NSW's stalled apartment pipeline has a new finance lifeline — but feasibility remains the missing piece

Approved but unbuilt: NSW targets its stalled apartment pipeline

News

By Mina Martin

Three in four apartments approved in Metropolitan Sydney since 2020 have never broken ground. That figure, from Urbis research, sits at the heart of a housing delivery crisis the NSW government is now trying to address — but industry warns that access to finance is only part of the answer.

At the Property Council's NSW Housing Summit, Planning and Public Spaces Minister Paul Scully announced an expansion of the Pre-Sale Finance Guarantee, designed to support affordable housing, smaller developments, and projects in regional NSW that have struggled to attract funding.

Property Council NSW executive director Katie Stevenson (pictured) welcomed it as a targeted step.

"This is exactly the kind of practical intervention we need right now — focused on getting projects out of the ground, not just approved," she said, adding that the scheme had been developed in close collaboration between government and industry following calls for such a measure ahead of last year's NSW budget.

Finance is necessary — but not sufficient

The expanded guarantee removes one obstacle, but Stevenson was direct about the deeper structural problem.

"The biggest challenge in NSW housing today is delivery.
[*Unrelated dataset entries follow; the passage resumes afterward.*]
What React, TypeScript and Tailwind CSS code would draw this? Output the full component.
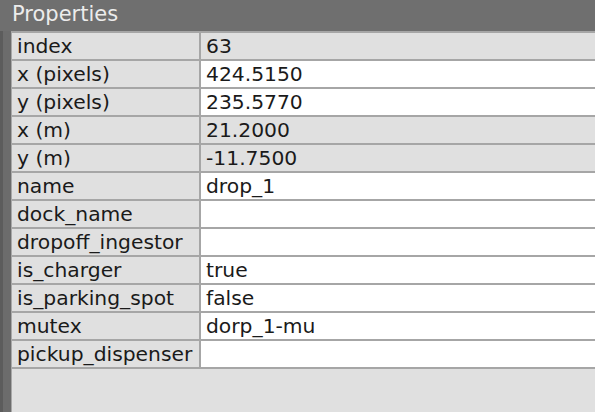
import React from "react";

const rows: { k: string; v: string; ro: boolean }[] = [
  { k: "index", v: "63", ro: true },
  { k: "x (pixels)", v: "424.5150", ro: false },
  { k: "y (pixels)", v: "235.5770", ro: false },
  { k: "x (m)", v: "21.2000", ro: true },
  { k: "y (m)", v: "-11.7500", ro: true },
  { k: "name", v: "drop_1", ro: false },
  { k: "dock_name", v: "", ro: false },
  { k: "dropoff_ingestor", v: "", ro: false },
  { k: "is_charger", v: "true", ro: false },
  { k: "is_parking_spot", v: "false", ro: false },
  { k: "mutex", v: "dorp_1-mu", ro: false },
  { k: "pickup_dispenser", v: "", ro: false },
];

export default function App() {
  return (
    <div
      className="w-[595px] h-[412px] flex flex-col overflow-hidden bg-[#6e6e6e] text-[20.3px] text-[#1a1a1a]"
      style={{ fontFamily: '"DejaVu Sans", sans-serif' }}
    >
      <div className="h-[31px] shrink-0 bg-[#6f6f6f] pl-[12px] leading-[28px] text-[21px] text-[#ececec]">
        Properties
      </div>
      <div className="flex flex-1 min-h-0">
        <div className="w-[3px] bg-[#5c5c5c]" />
        <div className="w-[8px] bg-[#6c6c6c]" />
        <div className="w-[1px] bg-[#a8a8a8]" />
        <div className="flex-1 bg-[#e0e0e0] flex flex-col">
          <div className="border-t-2 border-[#a6a6a6]">
            {rows.map((r) => (
              <div key={r.k} className="flex h-[28px] border-b-2 border-[#a6a6a6]">
                <div className="w-[189px] shrink-0 border-r-2 border-[#a6a6a6] pl-[5px] leading-[27px] whitespace-nowrap overflow-hidden">
                  {r.k}
                </div>
                <div
                  className={
                    "flex-1 pl-[5px] leading-[27px] whitespace-nowrap " +
                    (r.ro ? "bg-[#e0e0e0]" : "bg-white")
                  }
                >
                  {r.v}
                </div>
              </div>
            ))}
          </div>
        </div>
      </div>
    </div>
  );
}
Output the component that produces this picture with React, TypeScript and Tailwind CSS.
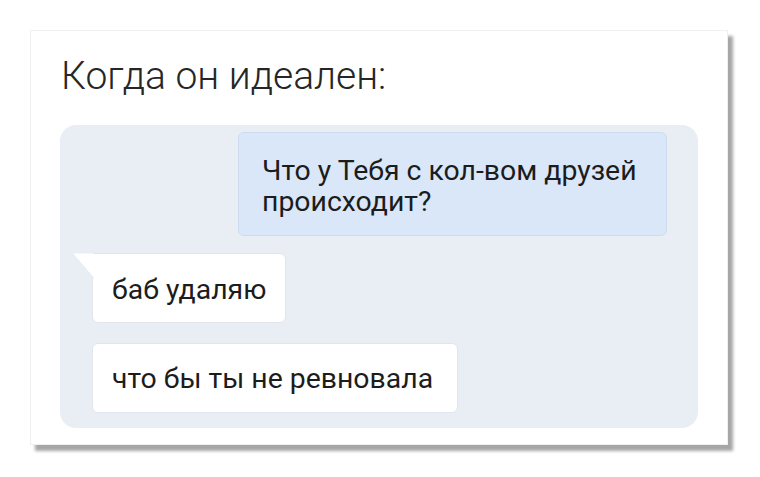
import React from 'react';

const font = { fontFamily: 'Roboto, "Liberation Sans", sans-serif' };

export default function App() {
  return (
    <div className="w-[760px] h-[477px] bg-white pt-[30px] pl-[30px]" style={font}>
      <div className="w-[698px] h-[415px] bg-white border border-[#f0f0f0] shadow-[5px_6px_3px_rgba(0,0,0,0.35)] pt-[22px] px-[29px]">
        <h1 className="text-[39px] leading-[46px] font-light text-[#262626] pl-px">Когда он идеален:</h1>
        <div className="mt-[26px] h-[303px] bg-[#e9eef5] rounded-[16px] pt-[7px] pl-[32px] pr-[31px] flex flex-col">
          <div className="self-end w-[429px] h-[104px] bg-[#d9e7f9] border border-[#cddbee] rounded-[6px] pl-[23px] pt-[22px] text-[28.4px] leading-[31px] text-[#1c1c1c]">
            Что у Тебя с кол-вом друзей<br />происходит?
          </div>
          <div className="relative mt-[17px] self-start w-[194px] h-[70px] bg-white border border-[#e2e6ec] rounded-[6px] rounded-tl-none pl-[19px] pt-[20px] text-[28.4px] leading-[31px] text-[#1c1c1c]">
            <svg className="absolute -left-[21px] -top-px" width="22" height="26" viewBox="0 0 22 26">
              <path d="M0 0.5 L21.5 0.5 L21.5 25 Z" fill="#ffffff" />
              <path d="M0.5 0.5 L21.5 25" stroke="#e2e6ec" fill="none" />
            </svg>
            баб удаляю
          </div>
          <div className="mt-[20px] self-start w-[366px] h-[70px] bg-white border border-[#e2e6ec] rounded-[6px] pl-[19px] pt-[19px] text-[28.4px] leading-[31px] text-[#1c1c1c]">
            что бы ты не ревновала
          </div>
        </div>
      </div>
    </div>
  );
}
Too many projects have planning approval but are simply not financially viable to proceed under current settings," she said.

Development finance remains constrained, and the distance between approval and commencement continues to widen.

Housing Minister Rose Jackson echoed the concern at the same event, acknowledging that feasibility and financing pressures remain a fundamental brake on project momentum, while reaffirming the government's commitment to working constructively with industry.

Eyes on the budget

With the NSW budget days away at the time of the summit, Stevenson framed the stakes plainly.

"It's positive to see the government clearly recognising that feasibility pressures are now a binding constraint on supply," she said. "With the budget just days away, the focus must be on backing delivery — making sure projects stack up, finance can flow, and more homes can move from approval to construction."

For brokers, budget measures that ease pre-sale thresholds would have an immediate effect on construction lending and the viability of projects their clients are financing.

The Property Council will host a budget conversation with the NSW Treasurer in Sydney on 25 June, where the organisation is expected to press for measures that can finally turn approvals into construction starts.